National Security Adviser John R. Bolton sought to dampen the hype around the prospect that a North Korean missile launch could be imminent after the emergence in recent days of commercial satellite imagery appearing to show cranes at work rebuilding a key test site that Pyongyang previously vowed to destroy.
“There’s a lot of activity all the time in North Korea, but I’m not going to speculate on what that particular commercial satellite picture shows,” said Mr. Bolton, who stuck during Sunday talk show appearances to the same cautious, wait-and-see message that Mr. Trump began pushing last week in response to reports of activity at the Tongchang-ri rocket launch site.
Other reports suggest that ongoing enrichment activities by the regime of North Korean leader Kim Jong-un have added to Pyongyang’s nuclear weapons arsenal over the past year.
Mr. Bolton said U. S. intelligence sees “unblinkingly” what the North Koreans are doing and stressed that the administration has no “illusions about what their capabilities are.”
But the national security adviser stressed during an interview on ABC’s “This Week” that Mr.
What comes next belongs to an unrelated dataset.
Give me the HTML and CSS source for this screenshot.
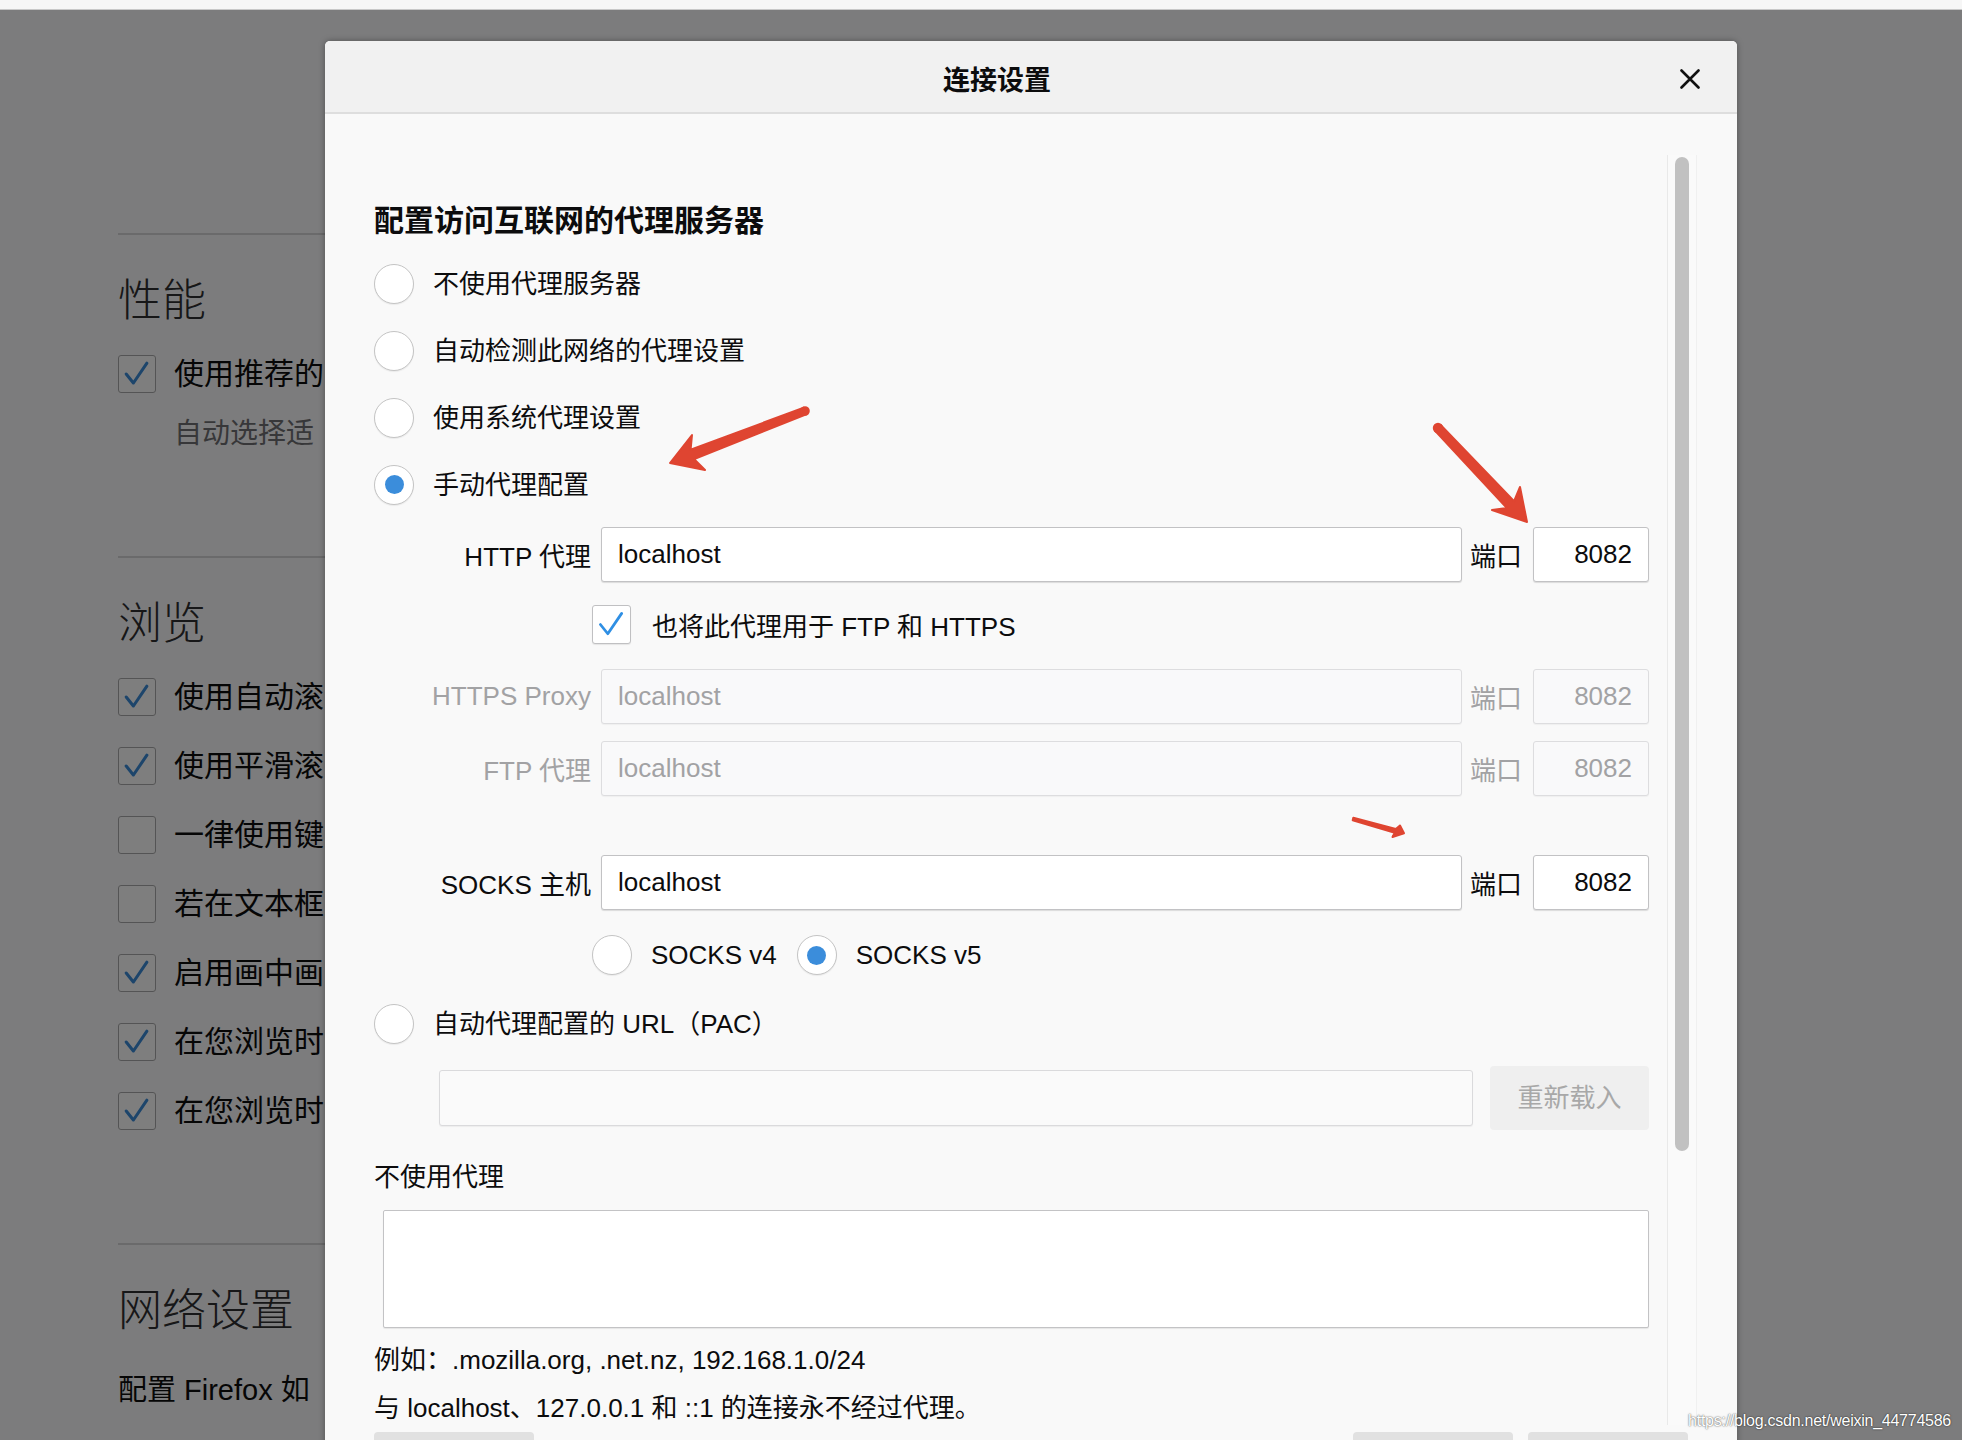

Trump remains “confident in his personal relationship with Kim Jong-un” and open to a third summit after talks between the two leaders broke down in Hanoi in late February.
SEE ALSO: National Security Adviser John Bolton downplays prospect of imminent North Korean missile launch
Post-summit low point
Behind the scenes, administration officials say the concept of another summit feels increasingly distant because working-level talks with the North Koreans have yet to resume.
“Both sides are going to have to digest the outcome of the summit,” one senior State Department official involved in the nuclear diplomacy said on the condition of anonymity.
In the interim, the official said, the administration’s maximum pressure through sanctions policy will “be maintained and, if the president decides, the sanctions will be increased.”
There is speculation that Stephen E. Biegun, U. S. special envoy for North Korea, will use a speech Monday at a major nuclear policy conference in Washington to announce plans for a resumption of working-level talks, but many analysts are circumspect and say uncertainty over the way forward is as deep now as it has been over the past year.